In Mills’ novel, a woman’s placid life in a small town is unsettled by her husband’s infidelity and the disclosure of extraordinary family secrets.
Cyd Carr, in her early 50s, lives a placid life in small-town Lola, Florida. However, her life is turned upside down when she’s in a car accident and realizes that her husband, Loren, was a passenger in the vehicle that hit hers—and he’s accompanied by a woman, Mila Menendez, with whom he’s been having an affair. In the aftermath, Cyd holds out hope that her marriage of 28 years can be salvaged. To that end, she travels with Loren to Phoenix, where a lawyer has summoned her to collect an inheritance after the death of her Aunt Mae. However, during the journey, Cyd learns that Loren hasn’t been forthcoming about his affair; it lasted much longer than he originally said it did, and Mila ended it, not him.

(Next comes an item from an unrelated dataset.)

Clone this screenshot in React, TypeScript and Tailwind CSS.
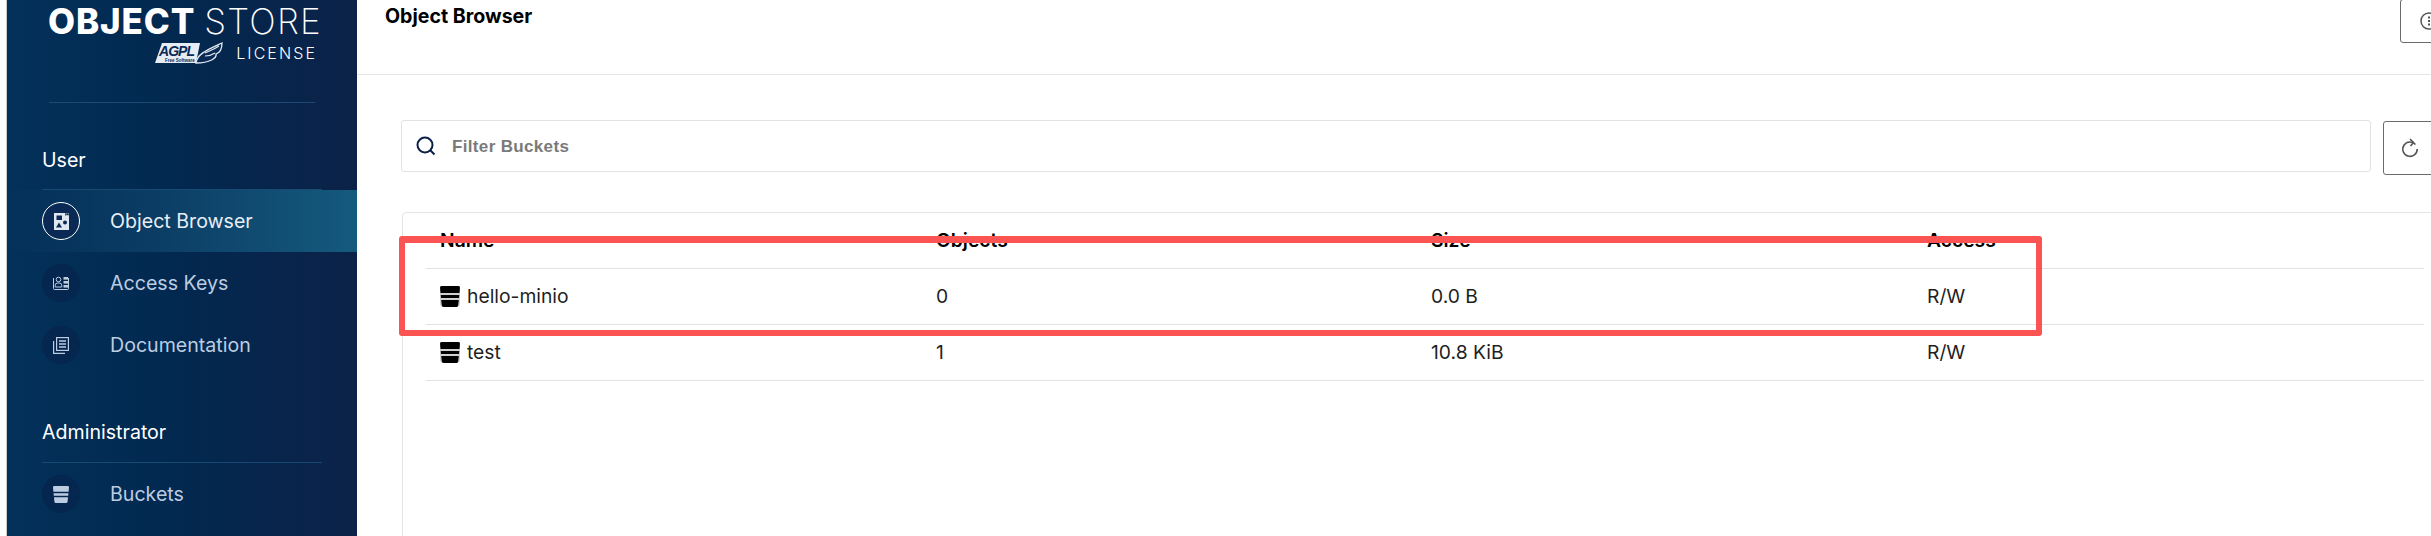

It’s also clear that he was in love with his mistress. Devastated, Cyd leaves her spouse in Dallas and heads to Arizona on her own. Mills’ emotionally sensitive drama poignantly expresses Cyd’s bewildered anguish throughout: “They were happy. Forty-eight hours ago, if someone had asked, she would have said she had a good marriage. They had a happy marriage. That’s what she would have said.” Later, Cyd not only inherits some money and a house in Sedona, but also discovers remarkable truths about Mae and other members of her family, which prompts her to rethink her childhood. Over the course of the novel, Mills powerfully evokes an atmosphere of menace and destruction; while Cyd’s away from Lola, for instance, her home is threatened by a “mighty and vengeful” hurricane. She’s memorably depicted as a woman who’s lived a small, safe life, but who’s suddenly forced to reinvent herself and boldly start anew. Overall, it’s an engrossing and often moving novel about the ways in which disaster can create newfound fortitude.
A thoughtful story of how troubles can spark opportunities.